Solitude recently stated that it hopes to see construction of the inter-resort gondola begin in summer, but aides to Utah’s Republican congressman Rob Bishop don’t expect any action until the new Congress is seated in January.

Skiers don’t have to wait for the politics to settle. It’s already possible to ski between some neighboring resorts in the snowy Wasatch mountains.

Solitude and Brighton offer a joint pass, along with Alta and Snowbird in a neighboring canyon. In addition, the trade group SkiUtah offers an underappreciated but somewhat taxing Interconnect Adventure Tour of all seven Wasatch resorts.

The daylong tour with a stop for lunch is led by backcountry guides who keep an eye on avalanche danger. The longest out-of-bounds stretch on the tour is barely two miles, the distance Canyons would connect with an express gondola.

Plenty else has changed since the 2002 Winter Olympics remade Utah’s ski industry. Utah officials are looking to possibly make another Olympic bid for the 2026 Games in a decision due this month.

The 14 resorts have invested in roughly $1 billion in improvements, adding terrain, high-speed lifts and bubble chairs. Park City now has a handful of five resorts, from the Waldorf Astoria to the Montage Deer Valley.

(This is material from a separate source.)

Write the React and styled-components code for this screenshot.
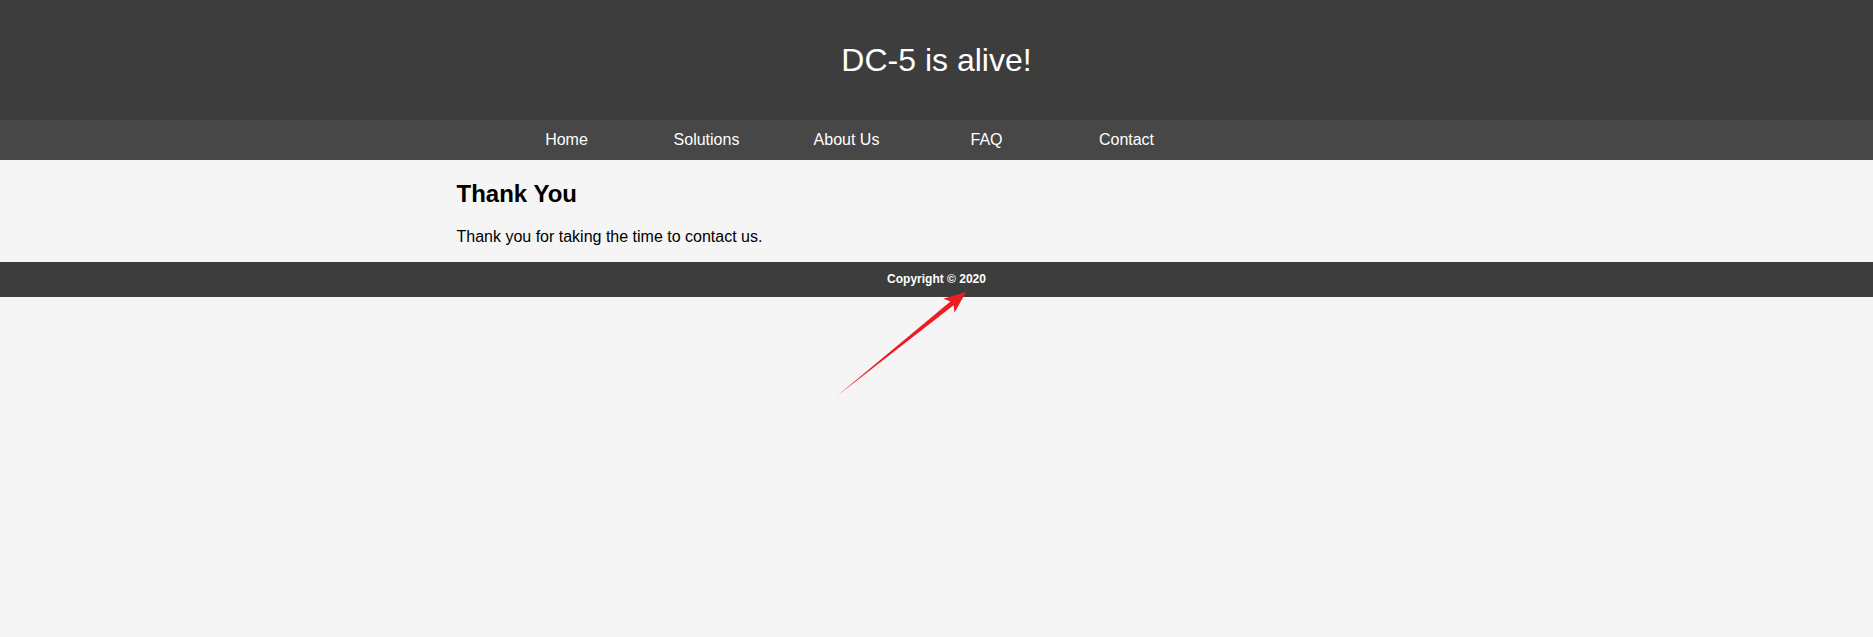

Some of the latest improvements came in small packages, like a tiny ski area in southern Utah that offers big adventure.

Just beyond Eagle Point’s gates are hundreds of square miles of untrammeled powder snow under the volcanic-shaped peaks of the Tushar mountains. Skiers can take endless backcountry loops with little effort using the resort’s lifts.

Managers of a New York-based hedge fund brought the former Elk Meadows ski area out of dormancy and are running it as a family operation for a third year. Revenue is thin for Utah’s most remote ski area, outside the ranching town of Beaver, but that didn’t stop the owners from offering free skiing.

Anyone can ski Eagle Point at no charge Thursdays in January, and for California residents skiing is free all season. Meanwhile, nearby Brian Head is slashing prices for skiers who buy a punch pass of five lift tickets for midweek use, at $159.

Adventure also is on tap at northern Utah’s Powder Mountain, which grew from one of the smallest to arguably the largest Utah ski resort, although it involves some walking or snowcat rides to reach distant slopes. The effort is worth it, with deep powder outlasting other Utah resorts for days at a time after a storm.